_REQUIREMENTS_
Copy each line exactly. Drop every picture.

_RAW DATA_

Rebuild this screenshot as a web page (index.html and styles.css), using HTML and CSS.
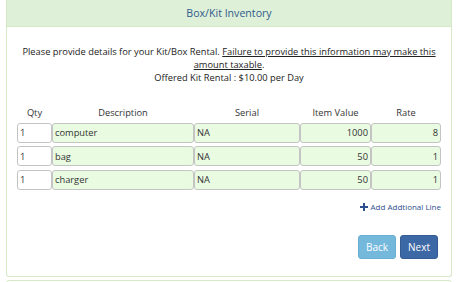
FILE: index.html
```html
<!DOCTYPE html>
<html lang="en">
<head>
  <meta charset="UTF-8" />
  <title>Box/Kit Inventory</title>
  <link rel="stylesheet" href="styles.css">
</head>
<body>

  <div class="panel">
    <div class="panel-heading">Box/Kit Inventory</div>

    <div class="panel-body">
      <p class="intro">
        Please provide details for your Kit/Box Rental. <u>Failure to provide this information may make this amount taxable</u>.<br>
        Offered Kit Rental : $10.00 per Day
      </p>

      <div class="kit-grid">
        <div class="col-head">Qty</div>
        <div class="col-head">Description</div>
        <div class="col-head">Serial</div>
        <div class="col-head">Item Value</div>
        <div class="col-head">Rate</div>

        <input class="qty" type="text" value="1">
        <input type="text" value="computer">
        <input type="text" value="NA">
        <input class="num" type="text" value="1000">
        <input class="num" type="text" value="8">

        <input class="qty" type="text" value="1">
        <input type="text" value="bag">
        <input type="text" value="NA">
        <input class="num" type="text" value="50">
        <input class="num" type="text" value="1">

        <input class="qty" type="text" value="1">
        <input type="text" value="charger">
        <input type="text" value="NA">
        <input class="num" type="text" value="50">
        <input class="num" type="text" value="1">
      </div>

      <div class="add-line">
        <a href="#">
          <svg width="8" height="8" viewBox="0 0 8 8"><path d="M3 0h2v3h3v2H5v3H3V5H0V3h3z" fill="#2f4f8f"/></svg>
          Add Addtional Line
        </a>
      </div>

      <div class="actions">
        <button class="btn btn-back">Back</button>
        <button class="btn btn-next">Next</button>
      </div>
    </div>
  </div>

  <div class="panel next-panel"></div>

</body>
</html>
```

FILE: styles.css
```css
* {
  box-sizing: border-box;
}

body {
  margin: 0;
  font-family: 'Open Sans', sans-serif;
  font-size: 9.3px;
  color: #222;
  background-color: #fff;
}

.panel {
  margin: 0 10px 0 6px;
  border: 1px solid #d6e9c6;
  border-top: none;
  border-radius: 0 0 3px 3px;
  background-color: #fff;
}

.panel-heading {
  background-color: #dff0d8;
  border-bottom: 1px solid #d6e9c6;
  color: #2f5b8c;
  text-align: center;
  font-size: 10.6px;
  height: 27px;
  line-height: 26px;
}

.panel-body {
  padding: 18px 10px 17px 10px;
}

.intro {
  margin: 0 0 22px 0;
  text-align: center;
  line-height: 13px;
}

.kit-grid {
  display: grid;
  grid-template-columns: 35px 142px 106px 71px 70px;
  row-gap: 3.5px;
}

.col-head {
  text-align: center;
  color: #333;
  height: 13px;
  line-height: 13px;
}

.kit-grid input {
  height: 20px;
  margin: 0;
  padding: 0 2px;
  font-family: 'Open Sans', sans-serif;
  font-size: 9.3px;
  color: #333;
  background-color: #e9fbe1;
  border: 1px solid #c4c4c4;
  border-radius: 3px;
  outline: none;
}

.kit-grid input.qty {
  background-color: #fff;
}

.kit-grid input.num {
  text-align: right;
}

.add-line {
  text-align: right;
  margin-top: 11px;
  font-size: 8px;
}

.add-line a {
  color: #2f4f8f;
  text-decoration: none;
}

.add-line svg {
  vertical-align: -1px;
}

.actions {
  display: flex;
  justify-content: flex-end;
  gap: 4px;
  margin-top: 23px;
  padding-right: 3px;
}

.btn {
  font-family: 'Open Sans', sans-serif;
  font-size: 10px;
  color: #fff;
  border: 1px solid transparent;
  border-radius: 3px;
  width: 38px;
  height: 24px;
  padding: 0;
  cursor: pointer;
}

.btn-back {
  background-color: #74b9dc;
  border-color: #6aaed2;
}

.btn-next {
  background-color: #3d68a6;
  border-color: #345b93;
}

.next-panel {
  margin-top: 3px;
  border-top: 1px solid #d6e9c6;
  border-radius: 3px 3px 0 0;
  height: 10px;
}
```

_COMPLETE ANSWER_
Rebuild this screenshot as a web page (index.html and styles.css), using HTML and CSS.
FILE: index.html
```html
<!DOCTYPE html>
<html lang="en">
<head>
  <meta charset="UTF-8" />
  <title>Box/Kit Inventory</title>
  <link rel="stylesheet" href="styles.css">
</head>
<body>

  <div class="panel">
    <div class="panel-heading">Box/Kit Inventory</div>

    <div class="panel-body">
      <p class="intro">
        Please provide details for your Kit/Box Rental. <u>Failure to provide this information may make this amount taxable</u>.<br>
        Offered Kit Rental : $10.00 per Day
      </p>

      <div class="kit-grid">
        <div class="col-head">Qty</div>
        <div class="col-head">Description</div>
        <div class="col-head">Serial</div>
        <div class="col-head">Item Value</div>
        <div class="col-head">Rate</div>

        <input class="qty" type="text" value="1">
        <input type="text" value="computer">
        <input type="text" value="NA">
        <input class="num" type="text" value="1000">
        <input class="num" type="text" value="8">

        <input class="qty" type="text" value="1">
        <input type="text" value="bag">
        <input type="text" value="NA">
        <input class="num" type="text" value="50">
        <input class="num" type="text" value="1">

        <input class="qty" type="text" value="1">
        <input type="text" value="charger">
        <input type="text" value="NA">
        <input class="num" type="text" value="50">
        <input class="num" type="text" value="1">
      </div>

      <div class="add-line">
        <a href="#">
          <svg width="8" height="8" viewBox="0 0 8 8"><path d="M3 0h2v3h3v2H5v3H3V5H0V3h3z" fill="#2f4f8f"/></svg>
          Add Addtional Line
        </a>
      </div>

      <div class="actions">
        <button class="btn btn-back">Back</button>
        <button class="btn btn-next">Next</button>
      </div>
    </div>
  </div>

  <div class="panel next-panel"></div>

</body>
</html>
```

FILE: styles.css
```css
* {
  box-sizing: border-box;
}

body {
  margin: 0;
  font-family: 'Open Sans', sans-serif;
  font-size: 9.3px;
  color: #222;
  background-color: #fff;
}

.panel {
  margin: 0 10px 0 6px;
  border: 1px solid #d6e9c6;
  border-top: none;
  border-radius: 0 0 3px 3px;
  background-color: #fff;
}

.panel-heading {
  background-color: #dff0d8;
  border-bottom: 1px solid #d6e9c6;
  color: #2f5b8c;
  text-align: center;
  font-size: 10.6px;
  height: 27px;
  line-height: 26px;
}

.panel-body {
  padding: 18px 10px 17px 10px;
}

.intro {
  margin: 0 0 22px 0;
  text-align: center;
  line-height: 13px;
}

.kit-grid {
  display: grid;
  grid-template-columns: 35px 142px 106px 71px 70px;
  row-gap: 3.5px;
}

.col-head {
  text-align: center;
  color: #333;
  height: 13px;
  line-height: 13px;
}

.kit-grid input {
  height: 20px;
  margin: 0;
  padding: 0 2px;
  font-family: 'Open Sans', sans-serif;
  font-size: 9.3px;
  color: #333;
  background-color: #e9fbe1;
  border: 1px solid #c4c4c4;
  border-radius: 3px;
  outline: none;
}

.kit-grid input.qty {
  background-color: #fff;
}

.kit-grid input.num {
  text-align: right;
}

.add-line {
  text-align: right;
  margin-top: 11px;
  font-size: 8px;
}

.add-line a {
  color: #2f4f8f;
  text-decoration: none;
}

.add-line svg {
  vertical-align: -1px;
}

.actions {
  display: flex;
  justify-content: flex-end;
  gap: 4px;
  margin-top: 23px;
  padding-right: 3px;
}

.btn {
  font-family: 'Open Sans', sans-serif;
  font-size: 10px;
  color: #fff;
  border: 1px solid transparent;
  border-radius: 3px;
  width: 38px;
  height: 24px;
  padding: 0;
  cursor: pointer;
}

.btn-back {
  background-color: #74b9dc;
  border-color: #6aaed2;
}

.btn-next {
  background-color: #3d68a6;
  border-color: #345b93;
}

.next-panel {
  margin-top: 3px;
  border-top: 1px solid #d6e9c6;
  border-radius: 3px 3px 0 0;
  height: 10px;
}
```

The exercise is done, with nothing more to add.